Alexander and Elizabeth remained in Moscow for a month while countless festivities took place. Ball followed ball as the aristocratic ladies of Moscow vied with each other in their efforts to entertain – and in some cases to captivate – the handsome and charming young tsar whose smile was enough to sweep most of them off their feet. Elizabeth soon became exhausted. Never strong, she could not stand the pace at which Alexander plunged so recklessly into anything with which he became involved. Freed at last from the constraint of his grandmother’s governance and the terror of his father’s regime, it is hardly surprising that, in an age when amorous alliances were considered
de rigueur
, he plunged into the social melee with scarcely an effort at restraint.

It was then that Wylie was to notice how Alexander had an eye for many of the pretty women who virtually fell at his feet. Most were merely flirtations but among them was one more dangerous, a dark-haired, voluptuous Polish beauty, Countess Maria Naryshkin, skilled as a courtesan. She set her cap at Alexander, pursuing him relentlessly, and he, unable to resist the lure of this dominant, sensual woman, succumbed to the attraction of her charms. Shamelessly she revelled in her conquest, flaunting her possession of the man every woman in Moscow wished to seduce, to the chagrin of his young wife.

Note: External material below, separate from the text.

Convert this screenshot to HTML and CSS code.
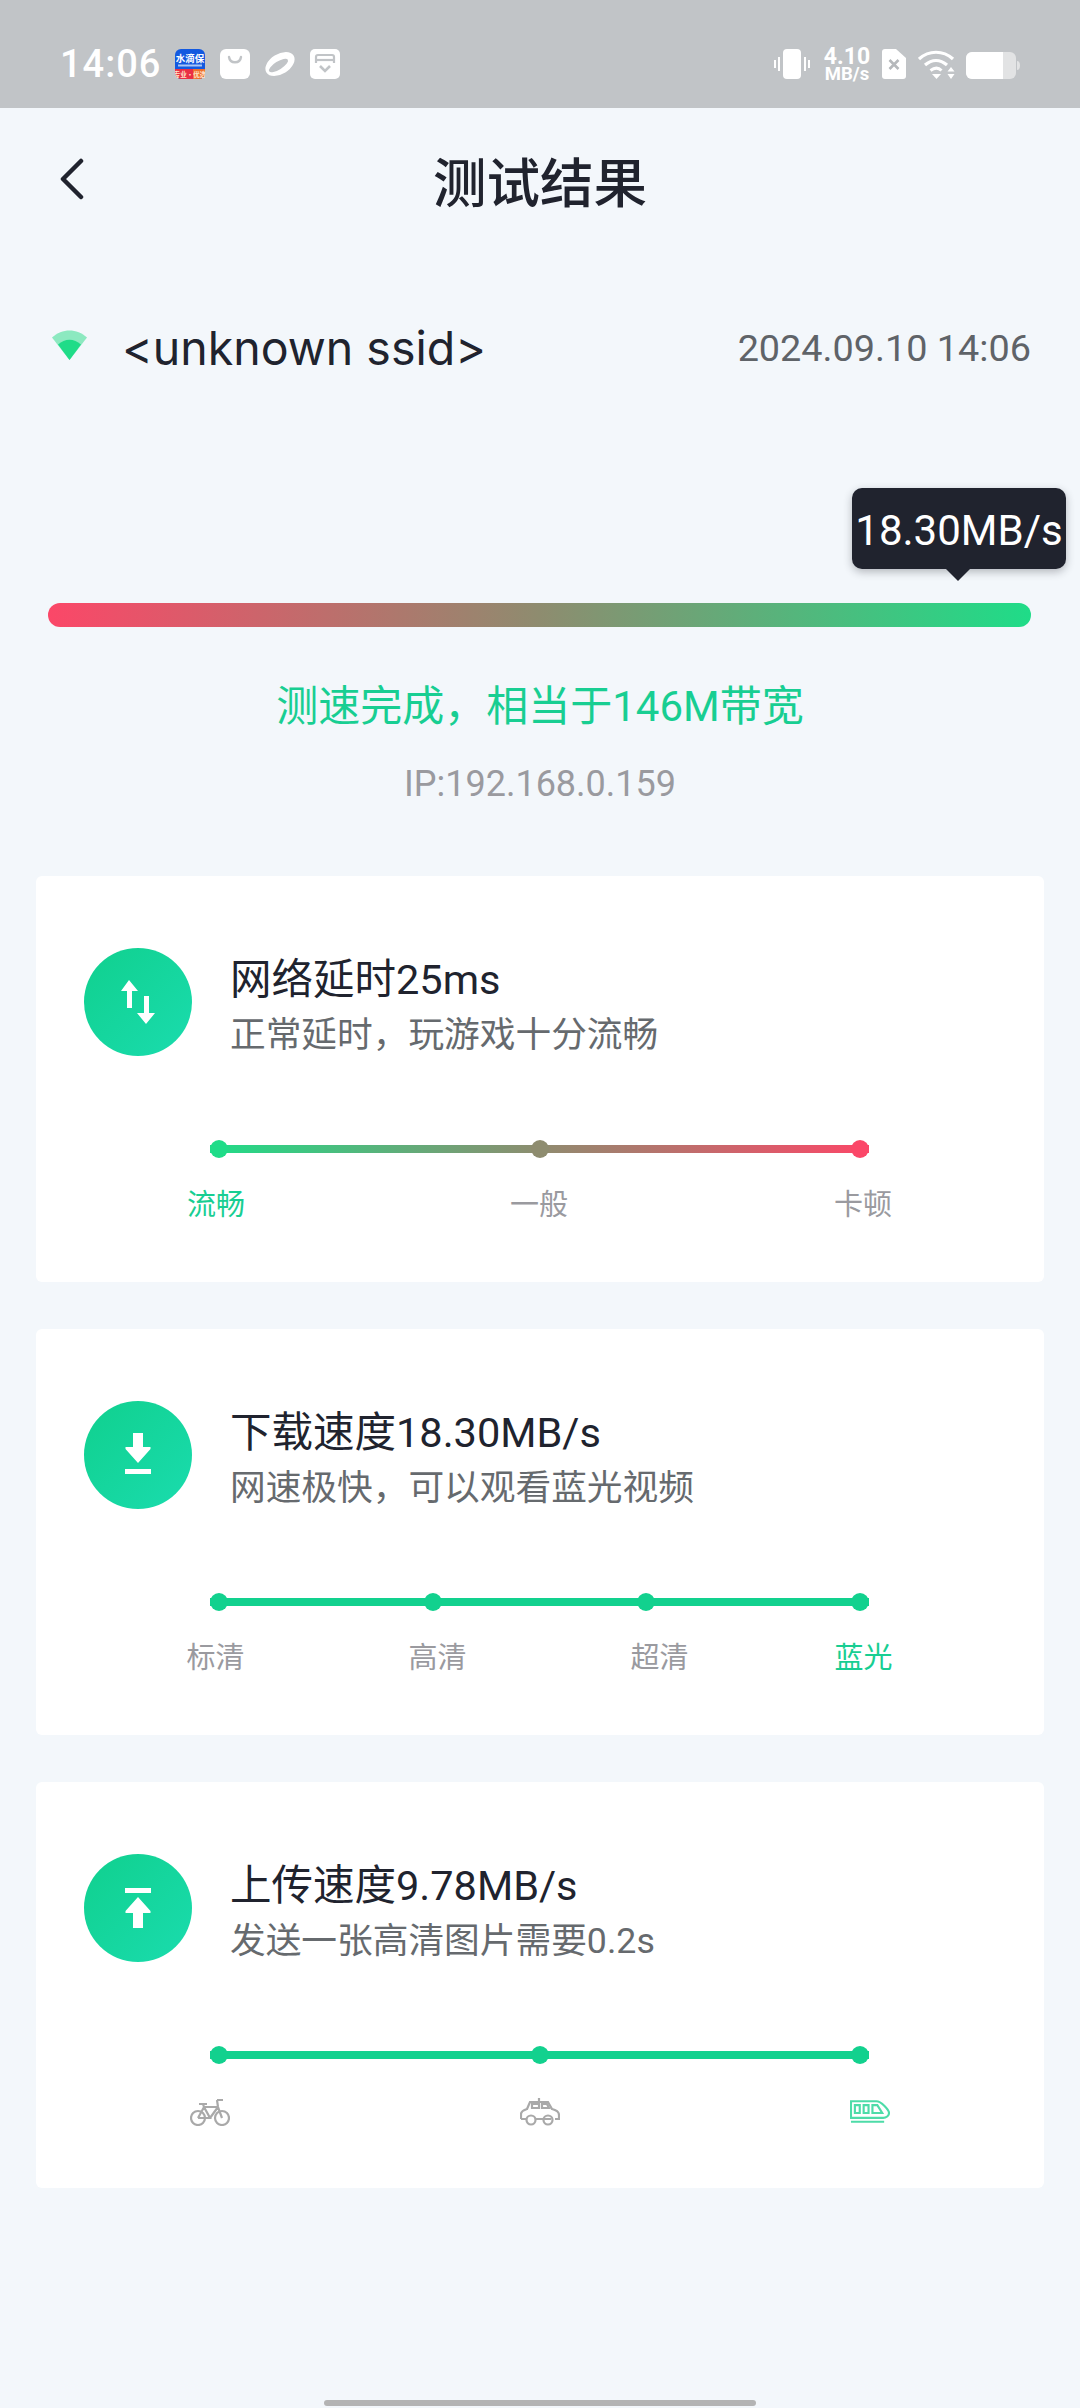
FILE: index.html
```html
<!DOCTYPE html>
<html lang="zh-CN">
<head>
<meta charset="utf-8">
<title>测试结果</title>
<link rel="stylesheet" href="styles.css">
</head>
<body>
<div class="page">
  <div class="statusbar">
    <span class="time">14:06</span>
    <div class="notif">
      <svg class="ni" viewBox="0 0 30 30"><rect width="30" height="30" rx="6" fill="#1359e0"/><path d="M0 20h30v4a6 6 0 0 1-6 6H6a6 6 0 0 1-6-6z" fill="#ea2f45"/><path d="M18 20h12v4a6 6 0 0 1-6 6h-6z" fill="#f0702c"/><text class="ni-t1" x="15" y="13" text-anchor="middle">水滴保</text><rect x="3" y="15.500" width="24" height="2" fill="#a9c6f6"/><text class="ni-t2" x="15" y="27.500" text-anchor="middle">专业·优选</text></svg>
      <svg class="ni" viewBox="0 0 30 30"><rect width="30" height="30" rx="6" fill="#fff"/><path d="M9 8c1 7 11 7 12 0" fill="none" stroke="#c1c4c7" stroke-width="2.400" stroke-linecap="round"/></svg>
      <svg class="ni ni-w" viewBox="0 0 32 30"><ellipse cx="16" cy="15" rx="16" ry="10" transform="rotate(-32 16 15)" fill="#fff"/><ellipse cx="14.500" cy="16.500" rx="11" ry="4" transform="rotate(-32 14.500 16.500)" fill="#c1c4c7"/></svg>
      <svg class="ni" viewBox="0 0 30 30"><rect width="30" height="30" rx="5" fill="#fff"/><path d="M6 14V8a2 2 0 0 1 2-2h14a2 2 0 0 1 2 2v6" fill="none" stroke="#c1c4c7" stroke-width="2.200"/><path d="M6 11h18" stroke="#c1c4c7" stroke-width="2.200"/><path d="M10 17l5 5 5-5" fill="none" stroke="#c1c4c7" stroke-width="2.600"/></svg>
    </div>
    <div class="sys">
      <svg class="s-vib" viewBox="0 0 36 30"><rect x="9" y="0" width="18" height="30" rx="4" fill="#fff"/><path d="M5 8v14M1 11v8M31 8v14M35 11v8" stroke="#fff" stroke-width="2"/></svg>
      <div class="netspeed"><span class="ns-num">4.10</span><span class="ns-unit">MB/s</span></div>
      <svg class="s-sim" viewBox="0 0 24 30"><path d="M3 0h11l10 9v18a3 3 0 0 1-3 3H3a3 3 0 0 1-3-3V3a3 3 0 0 1 3-3z" fill="#fff"/><path d="M7.500 11l9 9M16.500 11l-9 9" stroke="#b5b8bb" stroke-width="2.600"/></svg>
      <svg class="s-wifi" viewBox="0 0 37 29"><path d="M1 9c10-9 24-9 34 0" fill="none" stroke="#fff" stroke-width="3.200"/><path d="M7 15c7-6 15-6 22 0" fill="none" stroke="#fff" stroke-width="3.200"/><path d="M12.500 20.500c4-3 8-3 11 0" fill="none" stroke="#fff" stroke-width="3"/><path d="M14 24h9l-4.500 5z" fill="#fff"/><path d="M33 17l3.500 4.500h-7zM29.500 24h7L33 29z" fill="#fff"/></svg>
      <svg class="s-bat" viewBox="0 0 54 27"><rect width="50" height="27" rx="6" fill="#e2e3e4"/><path d="M6 0h31v27H6a6 6 0 0 1-6-6V6a6 6 0 0 1 6-6z" fill="#fff"/><path d="M51 9c2 0 3 2 3 4.500S53 18 51 18z" fill="#e2e3e4"/></svg>
    </div>
  </div>

  <div class="nav">
    <svg class="back" viewBox="0 0 24 42"><path d="M21 3L3 21l18 18" fill="none" stroke="#20232e" stroke-width="4.500" stroke-linecap="round" stroke-linejoin="round"/></svg>
    <h1 class="nav-title">测试结果</h1>
  </div>

  <div class="ssid-row">
    <svg class="wifi" viewBox="0 0 35 30"><path d="M0 7.500C10-2 25-2 35 7.500L17.500 30z" fill="#8ce9c0"/><path d="M6 14.500C13 8 22 8 29 14.500L17.500 30z" fill="#1fdc88"/></svg>
    <span class="ssid">&lt;unknown ssid&gt;</span>
    <span class="date">2024.09.10 14:06</span>
  </div>

  <div class="speed">
    <div class="tooltip">18.30MB/s</div>
    <div class="speed-bar"></div>
  </div>
  <p class="result">测速完成，相当于146M带宽</p>
  <p class="ip">IP:192.168.0.159</p>

  <div class="cards">
    <section class="card">
      <div class="head">
        <div class="badge"><svg class="badge-i" viewBox="0 0 36 44"><path d="M9 0l9 11h-6v17H7V11H1z" fill="#fff"/><path d="M26 44l9-11h-6V16h-5v17h-7z" fill="#fff"/></svg></div>
        <div class="texts"><div class="title">网络延时25ms</div><div class="sub">正常延时，玩游戏十分流畅</div></div>
      </div>
      <div class="track track-grad"><i class="dot d-g"></i><i class="dot d-m"></i><i class="dot d-r"></i></div>
      <div class="labels labels-3"><span class="on">流畅</span><span>一般</span><span>卡顿</span></div>
    </section>

    <section class="card">
      <div class="head">
        <div class="badge"><svg class="badge-i" viewBox="0 0 36 44"><path d="M13 0h10v15h7.500v2L18 31 5.500 17v-2H13z" fill="#fff" transform="translate(0 -1)"/><rect x="5" y="36" width="26" height="5" fill="#fff"/></svg></div>
        <div class="texts"><div class="title">下载速度18.30MB/s</div><div class="sub">网速极快，可以观看蓝光视频</div></div>
      </div>
      <div class="track track-solid"><i class="dot"></i><i class="dot"></i><i class="dot"></i><i class="dot"></i></div>
      <div class="labels labels-4"><span>标清</span><span>高清</span><span>超清</span><span class="on">蓝光</span></div>
    </section>

    <section class="card">
      <div class="head">
        <div class="badge"><svg class="badge-i" viewBox="0 0 36 44"><rect x="5" y="2" width="26" height="5" fill="#fff"/><path d="M18 11l12.500 14v2H23v15H13V27H5.500v-2z" fill="#fff"/></svg></div>
        <div class="texts"><div class="title">上传速度9.78MB/s</div><div class="sub">发送一张高清图片需要0.2s</div></div>
      </div>
      <div class="track track-solid"><i class="dot"></i><i class="dot"></i><i class="dot"></i></div>
      <div class="labels labels-icons">
        <svg class="veh" viewBox="0 0 40 28" fill="none" stroke="#a9a9a9" stroke-width="2.200"><circle cx="8" cy="20" r="7"/><circle cx="32" cy="20" r="7"/><path d="M8 20L14 9h14l4 11M14 9l6 11H8M20 20L28 9M27 2h6M28 9l-1-7M9 6h8M13 6l1 3"/></svg>
        <svg class="veh" viewBox="0 0 40 28" fill="none" stroke="#a9a9a9" stroke-width="2.200"><path d="M1 21v-5c0-3 3-4 6-5l3-7h18l4 7c4 1 7 3 7 6v4h-4M31 21H15M7 21H1"/><circle cx="11" cy="22" r="4.500"/><circle cx="28" cy="22" r="4.500"/><path d="M19 4V0M12 10h7V6h-7zM22 10h7l-2-4h-5z"/></svg>
        <svg class="veh" viewBox="0 0 41 24" fill="none" stroke="#4ddca8" stroke-width="2.200"><path d="M1 1h26c5 0 13 9 13 12 0 3-3 5-6 5H1z"/><path d="M5 5h5v8H5zM14 5h5v8h-5zM23 5h5l5 8h-10zM1 22h34"/></svg>
      </div>
    </section>
  </div>

  <div class="home"></div>
</div>
</body>
</html>
```

FILE: styles.css
```css
* { box-sizing: border-box; }
html, body { margin: 0; padding: 0; }
body {
  font-family: Roboto, "Noto Sans CJK SC", sans-serif;
  background: #f3f7fb;
  color: #20232e;
}
.page { width: 1080px; height: 2408px; overflow: hidden; }

.statusbar {
  height: 108px;
  background: #c1c4c7;
  display: flex;
  align-items: flex-start;
  padding: 49px 60px 0 60px;
  color: #fff;
}
.time { font: 500 38px/30px Roboto, sans-serif; letter-spacing: 1px; width: 115px; }
.notif { display: flex; gap: 15px; }
.ni { width: 30px; height: 30px; display: block; }
.ni-w { width: 32px; margin-left: -1px; margin-right: -1px; }
.ni-t1 { font: 700 9.500px "Noto Sans CJK SC", sans-serif; fill: #fff; }
.ni-t2 { font: 700 6.500px "Noto Sans CJK SC", sans-serif; fill: #ffe2c8; }
.sys { margin-left: auto; display: flex; align-items: flex-start; }
.s-vib { width: 36px; height: 30px; }
.netspeed { width: 48px; margin: -3px 0 0 13px; display: flex; flex-direction: column; align-items: center; font-family: Roboto, sans-serif; font-weight: 700; }
.ns-num { font-size: 23px; line-height: 21px; }
.ns-unit { font-size: 18.500px; line-height: 15px; }
.s-sim { width: 24px; height: 30px; margin-left: 11px; }
.s-wifi { width: 37px; height: 29px; margin: 1px 0 0 12px; }
.s-bat { width: 54px; height: 27px; margin: 3px 0 0 11px; }

.nav { height: 148px; display: flex; align-items: center; justify-content: center; position: relative; }
.back { position: absolute; left: 60px; top: 50px; width: 24px; height: 42px; }
.nav-title { margin: -4px 0 0; font-size: 53.500px; line-height: 60px; font-weight: 500; color: #20232e; font-family: "Noto Sans CJK SC", sans-serif; }

.ssid-row { margin-top: 60px; height: 60px; padding: 0 49px 0 52px; display: flex; align-items: center; }
.wifi { width: 35px; height: 30px; margin-top: -3px; }
.ssid { margin: 3px 0 0 35px; font-family: Inter, sans-serif; font-size: 46.500px; color: #20232e; }
.date { margin: 3px 0 0 auto; font-size: 37.800px; color: #5f6368; }

.speed { margin: 227px 49px 0 48px; position: relative; }
.speed-bar { height: 24px; border-radius: 12px; background: linear-gradient(90deg, #fb4768, #8e8c6f 50%, #1fdc88); }
.tooltip {
  position: absolute; right: -35px; bottom: 58px;
  width: 214px; height: 81px;
  border-radius: 10px;
  background: #20232e;
  color: #fff;
  font-size: 42px; line-height: 86px; text-align: center;
  white-space: nowrap;
  box-shadow: 0 3px 8px rgba(32,35,46,.3);
}
.tooltip::after {
  content: ""; position: absolute; left: 94px; top: 81px;
  border: 12px solid transparent; border-top-color: #20232e; border-bottom-width: 0;
}
.result { margin: 58px 0 0; text-align: center; font-size: 42px; line-height: 44px; color: #18ce92; }
.ip { margin: 33px 0 0; text-align: center; font-size: 36px; line-height: 44px; color: #9a9a9f; }

.cards { margin-top: 70px; padding: 0 36px; display: flex; flex-direction: column; gap: 47.500px; }
.card { height: 405.500px; background: #fff; border-radius: 6px; padding: 72px 48px 0; }
.head { display: flex; gap: 39px; height: 108px; }
.badge { width: 108px; height: 108px; border-radius: 50%; background: linear-gradient(135deg, #10d08e, #1adcae); display: flex; align-items: center; justify-content: center; }
.badge-i { width: 36px; height: 44px; }
.texts { padding-top: 7px; margin-left: -1px; }
.title { font-size: 41.500px; line-height: 50px; color: #20232e; }
.sub { margin-top: 5px; font-size: 35.700px; line-height: 50px; color: #666a6e; }

.track { margin: 84px 0 0 126px; width: 659px; height: 18px; display: flex; justify-content: space-between; }
.track-grad { background: linear-gradient(90deg, #1fdc88, #8e8c6f 50%, #fb4768) center / 100% 8px no-repeat; }
.track-solid { background: linear-gradient(#12d18e, #12d18e) center / 100% 8px no-repeat; }
.dot { width: 18px; height: 18px; border-radius: 50%; background: #12d18e; display: block; }
.d-g { background: #1fdc88; }
.d-m { background: #8e8c6f; }
.d-r { background: #fb4768; }

.labels { margin: 27px 0 0 103px; display: grid; font-size: 29px; line-height: 40px; color: #9a9a9f; }
.labels .on { color: #18ce92; }
.labels-3 { grid-template-columns: 323px 324px 1fr; }
.labels-4 { grid-template-columns: 222px 222px 204px 1fr; margin-left: 102.500px; }
.labels-icons { grid-template-columns: 330px 330px 1fr; margin: 34px 0 0 106px; }
.veh { width: 40px; height: 28px; display: block; }

.home { width: 432px; height: 6px; margin: 212px auto 0; border-radius: 3px; background: #b4b4b4; }
```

Standing in the sidelines, Wylie could only watch helplessly the drama that was taking place. Alexander, hopelessly infatuated, was losing control of his senses, regardless, it seems, of the hurt he was causing Elizabeth. There was nothing new in the situation – most men of the aristocracy had mistresses at the time – but to the doctor who now knew them both so well, aware as he was of Elizabeth’s love for her husband, and of the instability of Alexander’s mind, it was plain that a situation was developing which could result in far-reaching effects on the stability of the Russian hierarchy, if not of the country itself.